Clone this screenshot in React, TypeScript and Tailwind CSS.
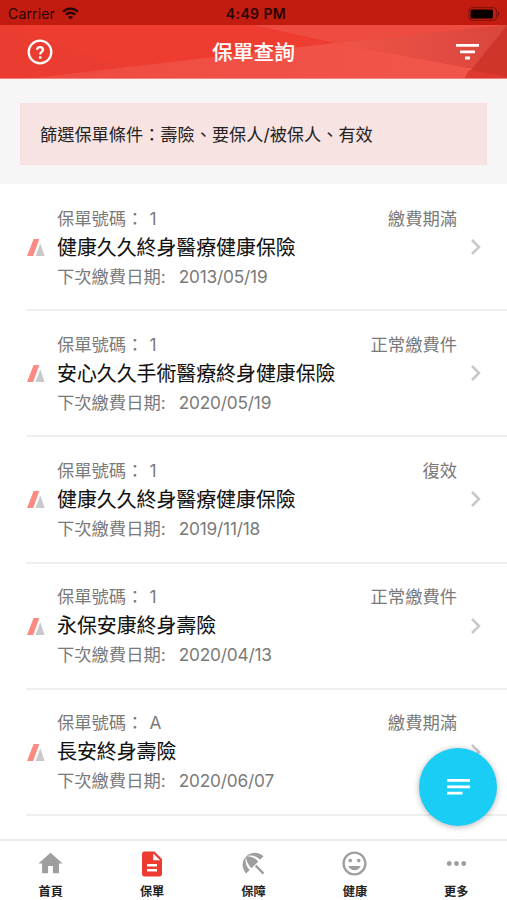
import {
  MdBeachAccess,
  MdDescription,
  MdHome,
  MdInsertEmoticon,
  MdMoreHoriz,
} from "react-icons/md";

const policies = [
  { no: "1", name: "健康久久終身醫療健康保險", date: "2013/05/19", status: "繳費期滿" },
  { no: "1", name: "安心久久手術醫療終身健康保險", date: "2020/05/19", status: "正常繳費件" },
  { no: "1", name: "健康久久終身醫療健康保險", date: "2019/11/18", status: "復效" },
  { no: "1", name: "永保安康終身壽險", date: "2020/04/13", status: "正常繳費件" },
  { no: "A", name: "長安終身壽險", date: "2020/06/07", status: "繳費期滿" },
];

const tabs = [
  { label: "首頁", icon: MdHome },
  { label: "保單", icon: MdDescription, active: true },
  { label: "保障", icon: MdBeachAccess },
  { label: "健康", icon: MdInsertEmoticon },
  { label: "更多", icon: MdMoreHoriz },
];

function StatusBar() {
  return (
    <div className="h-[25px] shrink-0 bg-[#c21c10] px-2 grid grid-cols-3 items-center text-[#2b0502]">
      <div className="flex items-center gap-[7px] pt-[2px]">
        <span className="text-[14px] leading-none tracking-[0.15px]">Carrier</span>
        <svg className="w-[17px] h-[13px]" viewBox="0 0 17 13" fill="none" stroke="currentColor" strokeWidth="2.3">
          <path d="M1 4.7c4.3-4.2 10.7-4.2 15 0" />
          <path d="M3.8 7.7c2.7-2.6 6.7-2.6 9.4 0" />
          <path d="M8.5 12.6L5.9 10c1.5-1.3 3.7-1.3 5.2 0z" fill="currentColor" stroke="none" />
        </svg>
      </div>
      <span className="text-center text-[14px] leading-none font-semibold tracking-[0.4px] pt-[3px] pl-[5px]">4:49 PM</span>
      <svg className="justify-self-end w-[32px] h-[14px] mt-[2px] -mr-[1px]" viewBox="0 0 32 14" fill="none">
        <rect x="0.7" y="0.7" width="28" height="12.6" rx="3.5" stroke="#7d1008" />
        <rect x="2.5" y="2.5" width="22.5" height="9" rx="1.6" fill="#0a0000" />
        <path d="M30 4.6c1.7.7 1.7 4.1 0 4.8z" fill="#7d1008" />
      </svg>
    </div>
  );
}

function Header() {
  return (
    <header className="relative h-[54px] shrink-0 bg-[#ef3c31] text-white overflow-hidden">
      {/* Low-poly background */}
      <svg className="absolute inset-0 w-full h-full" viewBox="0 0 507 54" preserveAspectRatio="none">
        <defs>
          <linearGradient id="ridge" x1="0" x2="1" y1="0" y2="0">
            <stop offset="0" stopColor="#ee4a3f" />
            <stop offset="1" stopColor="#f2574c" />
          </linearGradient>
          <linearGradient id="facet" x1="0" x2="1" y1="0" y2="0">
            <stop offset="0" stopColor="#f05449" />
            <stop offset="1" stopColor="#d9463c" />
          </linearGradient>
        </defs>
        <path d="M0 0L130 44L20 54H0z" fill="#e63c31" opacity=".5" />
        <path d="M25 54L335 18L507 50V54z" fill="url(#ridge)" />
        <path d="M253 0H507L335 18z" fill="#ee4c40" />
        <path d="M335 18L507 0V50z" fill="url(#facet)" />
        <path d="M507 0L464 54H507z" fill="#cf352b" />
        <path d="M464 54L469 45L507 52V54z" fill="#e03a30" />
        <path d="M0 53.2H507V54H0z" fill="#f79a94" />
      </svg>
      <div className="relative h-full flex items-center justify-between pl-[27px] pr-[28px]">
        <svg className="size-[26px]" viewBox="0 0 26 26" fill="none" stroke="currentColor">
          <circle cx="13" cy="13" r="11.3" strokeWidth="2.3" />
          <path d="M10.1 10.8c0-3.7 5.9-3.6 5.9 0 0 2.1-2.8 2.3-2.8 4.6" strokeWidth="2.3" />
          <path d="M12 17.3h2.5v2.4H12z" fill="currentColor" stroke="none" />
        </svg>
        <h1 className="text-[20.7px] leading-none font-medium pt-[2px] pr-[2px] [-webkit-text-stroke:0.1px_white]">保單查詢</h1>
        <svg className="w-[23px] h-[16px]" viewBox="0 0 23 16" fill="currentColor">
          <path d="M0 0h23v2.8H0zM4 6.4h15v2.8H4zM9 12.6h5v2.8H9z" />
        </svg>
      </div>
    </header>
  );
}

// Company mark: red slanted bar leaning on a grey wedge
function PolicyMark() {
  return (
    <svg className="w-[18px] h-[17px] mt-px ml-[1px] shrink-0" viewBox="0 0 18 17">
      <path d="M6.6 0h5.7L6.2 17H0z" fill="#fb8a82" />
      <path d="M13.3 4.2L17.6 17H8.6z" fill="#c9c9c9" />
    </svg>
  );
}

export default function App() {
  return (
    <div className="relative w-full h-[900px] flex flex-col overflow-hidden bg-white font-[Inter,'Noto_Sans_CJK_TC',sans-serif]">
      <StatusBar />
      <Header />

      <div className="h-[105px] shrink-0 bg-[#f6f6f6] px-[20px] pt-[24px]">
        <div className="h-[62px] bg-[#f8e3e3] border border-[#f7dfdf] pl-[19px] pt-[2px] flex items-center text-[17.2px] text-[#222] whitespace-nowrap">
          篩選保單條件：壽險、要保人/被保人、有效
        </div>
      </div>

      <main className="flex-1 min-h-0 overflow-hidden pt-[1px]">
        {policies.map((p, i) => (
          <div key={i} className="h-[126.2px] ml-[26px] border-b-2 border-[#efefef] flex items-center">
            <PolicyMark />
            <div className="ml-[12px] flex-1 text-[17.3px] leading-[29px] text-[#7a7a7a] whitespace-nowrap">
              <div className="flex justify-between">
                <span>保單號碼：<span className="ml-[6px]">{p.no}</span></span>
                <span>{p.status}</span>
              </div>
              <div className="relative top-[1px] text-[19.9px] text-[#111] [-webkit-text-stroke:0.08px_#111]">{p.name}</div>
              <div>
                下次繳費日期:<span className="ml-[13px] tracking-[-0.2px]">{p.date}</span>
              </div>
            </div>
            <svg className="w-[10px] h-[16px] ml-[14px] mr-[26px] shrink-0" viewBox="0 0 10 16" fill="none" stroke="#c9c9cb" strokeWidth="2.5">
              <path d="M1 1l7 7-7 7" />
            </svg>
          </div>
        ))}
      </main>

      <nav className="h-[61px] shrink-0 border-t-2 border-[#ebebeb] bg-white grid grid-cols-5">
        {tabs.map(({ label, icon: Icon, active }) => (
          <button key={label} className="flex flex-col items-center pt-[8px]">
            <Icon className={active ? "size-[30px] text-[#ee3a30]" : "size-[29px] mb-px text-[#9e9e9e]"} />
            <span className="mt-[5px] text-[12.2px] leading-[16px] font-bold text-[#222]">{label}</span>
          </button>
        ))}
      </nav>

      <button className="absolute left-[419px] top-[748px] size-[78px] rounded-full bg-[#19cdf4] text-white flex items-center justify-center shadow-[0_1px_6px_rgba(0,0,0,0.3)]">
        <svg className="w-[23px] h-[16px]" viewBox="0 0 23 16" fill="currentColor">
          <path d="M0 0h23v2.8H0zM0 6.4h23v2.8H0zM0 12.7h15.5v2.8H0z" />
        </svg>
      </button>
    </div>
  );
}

--*--

• [Required work] Go through the listing above and write it out again exactly, dropping the pictures.

• [Solution below]
Clone this screenshot in React, TypeScript and Tailwind CSS.
import {
  MdBeachAccess,
  MdDescription,
  MdHome,
  MdInsertEmoticon,
  MdMoreHoriz,
} from "react-icons/md";

const policies = [
  { no: "1", name: "健康久久終身醫療健康保險", date: "2013/05/19", status: "繳費期滿" },
  { no: "1", name: "安心久久手術醫療終身健康保險", date: "2020/05/19", status: "正常繳費件" },
  { no: "1", name: "健康久久終身醫療健康保險", date: "2019/11/18", status: "復效" },
  { no: "1", name: "永保安康終身壽險", date: "2020/04/13", status: "正常繳費件" },
  { no: "A", name: "長安終身壽險", date: "2020/06/07", status: "繳費期滿" },
];

const tabs = [
  { label: "首頁", icon: MdHome },
  { label: "保單", icon: MdDescription, active: true },
  { label: "保障", icon: MdBeachAccess },
  { label: "健康", icon: MdInsertEmoticon },
  { label: "更多", icon: MdMoreHoriz },
];

function StatusBar() {
  return (
    <div className="h-[25px] shrink-0 bg-[#c21c10] px-2 grid grid-cols-3 items-center text-[#2b0502]">
      <div className="flex items-center gap-[7px] pt-[2px]">
        <span className="text-[14px] leading-none tracking-[0.15px]">Carrier</span>
        <svg className="w-[17px] h-[13px]" viewBox="0 0 17 13" fill="none" stroke="currentColor" strokeWidth="2.3">
          <path d="M1 4.7c4.3-4.2 10.7-4.2 15 0" />
          <path d="M3.8 7.7c2.7-2.6 6.7-2.6 9.4 0" />
          <path d="M8.5 12.6L5.9 10c1.5-1.3 3.7-1.3 5.2 0z" fill="currentColor" stroke="none" />
        </svg>
      </div>
      <span className="text-center text-[14px] leading-none font-semibold tracking-[0.4px] pt-[3px] pl-[5px]">4:49 PM</span>
      <svg className="justify-self-end w-[32px] h-[14px] mt-[2px] -mr-[1px]" viewBox="0 0 32 14" fill="none">
        <rect x="0.7" y="0.7" width="28" height="12.6" rx="3.5" stroke="#7d1008" />
        <rect x="2.5" y="2.5" width="22.5" height="9" rx="1.6" fill="#0a0000" />
        <path d="M30 4.6c1.7.7 1.7 4.1 0 4.8z" fill="#7d1008" />
      </svg>
    </div>
  );
}

function Header() {
  return (
    <header className="relative h-[54px] shrink-0 bg-[#ef3c31] text-white overflow-hidden">
      {/* Low-poly background */}
      <svg className="absolute inset-0 w-full h-full" viewBox="0 0 507 54" preserveAspectRatio="none">
        <defs>
          <linearGradient id="ridge" x1="0" x2="1" y1="0" y2="0">
            <stop offset="0" stopColor="#ee4a3f" />
            <stop offset="1" stopColor="#f2574c" />
          </linearGradient>
          <linearGradient id="facet" x1="0" x2="1" y1="0" y2="0">
            <stop offset="0" stopColor="#f05449" />
            <stop offset="1" stopColor="#d9463c" />
          </linearGradient>
        </defs>
        <path d="M0 0L130 44L20 54H0z" fill="#e63c31" opacity=".5" />
        <path d="M25 54L335 18L507 50V54z" fill="url(#ridge)" />
        <path d="M253 0H507L335 18z" fill="#ee4c40" />
        <path d="M335 18L507 0V50z" fill="url(#facet)" />
        <path d="M507 0L464 54H507z" fill="#cf352b" />
        <path d="M464 54L469 45L507 52V54z" fill="#e03a30" />
        <path d="M0 53.2H507V54H0z" fill="#f79a94" />
      </svg>
      <div className="relative h-full flex items-center justify-between pl-[27px] pr-[28px]">
        <svg className="size-[26px]" viewBox="0 0 26 26" fill="none" stroke="currentColor">
          <circle cx="13" cy="13" r="11.3" strokeWidth="2.3" />
          <path d="M10.1 10.8c0-3.7 5.9-3.6 5.9 0 0 2.1-2.8 2.3-2.8 4.6" strokeWidth="2.3" />
          <path d="M12 17.3h2.5v2.4H12z" fill="currentColor" stroke="none" />
        </svg>
        <h1 className="text-[20.7px] leading-none font-medium pt-[2px] pr-[2px] [-webkit-text-stroke:0.1px_white]">保單查詢</h1>
        <svg className="w-[23px] h-[16px]" viewBox="0 0 23 16" fill="currentColor">
          <path d="M0 0h23v2.8H0zM4 6.4h15v2.8H4zM9 12.6h5v2.8H9z" />
        </svg>
      </div>
    </header>
  );
}

// Company mark: red slanted bar leaning on a grey wedge
function PolicyMark() {
  return (
    <svg className="w-[18px] h-[17px] mt-px ml-[1px] shrink-0" viewBox="0 0 18 17">
      <path d="M6.6 0h5.7L6.2 17H0z" fill="#fb8a82" />
      <path d="M13.3 4.2L17.6 17H8.6z" fill="#c9c9c9" />
    </svg>
  );
}

export default function App() {
  return (
    <div className="relative w-full h-[900px] flex flex-col overflow-hidden bg-white font-[Inter,'Noto_Sans_CJK_TC',sans-serif]">
      <StatusBar />
      <Header />

      <div className="h-[105px] shrink-0 bg-[#f6f6f6] px-[20px] pt-[24px]">
        <div className="h-[62px] bg-[#f8e3e3] border border-[#f7dfdf] pl-[19px] pt-[2px] flex items-center text-[17.2px] text-[#222] whitespace-nowrap">
          篩選保單條件：壽險、要保人/被保人、有效
        </div>
      </div>

      <main className="flex-1 min-h-0 overflow-hidden pt-[1px]">
        {policies.map((p, i) => (
          <div key={i} className="h-[126.2px] ml-[26px] border-b-2 border-[#efefef] flex items-center">
            <PolicyMark />
            <div className="ml-[12px] flex-1 text-[17.3px] leading-[29px] text-[#7a7a7a] whitespace-nowrap">
              <div className="flex justify-between">
                <span>保單號碼：<span className="ml-[6px]">{p.no}</span></span>
                <span>{p.status}</span>
              </div>
              <div className="relative top-[1px] text-[19.9px] text-[#111] [-webkit-text-stroke:0.08px_#111]">{p.name}</div>
              <div>
                下次繳費日期:<span className="ml-[13px] tracking-[-0.2px]">{p.date}</span>
              </div>
            </div>
            <svg className="w-[10px] h-[16px] ml-[14px] mr-[26px] shrink-0" viewBox="0 0 10 16" fill="none" stroke="#c9c9cb" strokeWidth="2.5">
              <path d="M1 1l7 7-7 7" />
            </svg>
          </div>
        ))}
      </main>

      <nav className="h-[61px] shrink-0 border-t-2 border-[#ebebeb] bg-white grid grid-cols-5">
        {tabs.map(({ label, icon: Icon, active }) => (
          <button key={label} className="flex flex-col items-center pt-[8px]">
            <Icon className={active ? "size-[30px] text-[#ee3a30]" : "size-[29px] mb-px text-[#9e9e9e]"} />
            <span className="mt-[5px] text-[12.2px] leading-[16px] font-bold text-[#222]">{label}</span>
          </button>
        ))}
      </nav>

      <button className="absolute left-[419px] top-[748px] size-[78px] rounded-full bg-[#19cdf4] text-white flex items-center justify-center shadow-[0_1px_6px_rgba(0,0,0,0.3)]">
        <svg className="w-[23px] h-[16px]" viewBox="0 0 23 16" fill="currentColor">
          <path d="M0 0h23v2.8H0zM0 6.4h23v2.8H0zM0 12.7h15.5v2.8H0z" />
        </svg>
      </button>
    </div>
  );
}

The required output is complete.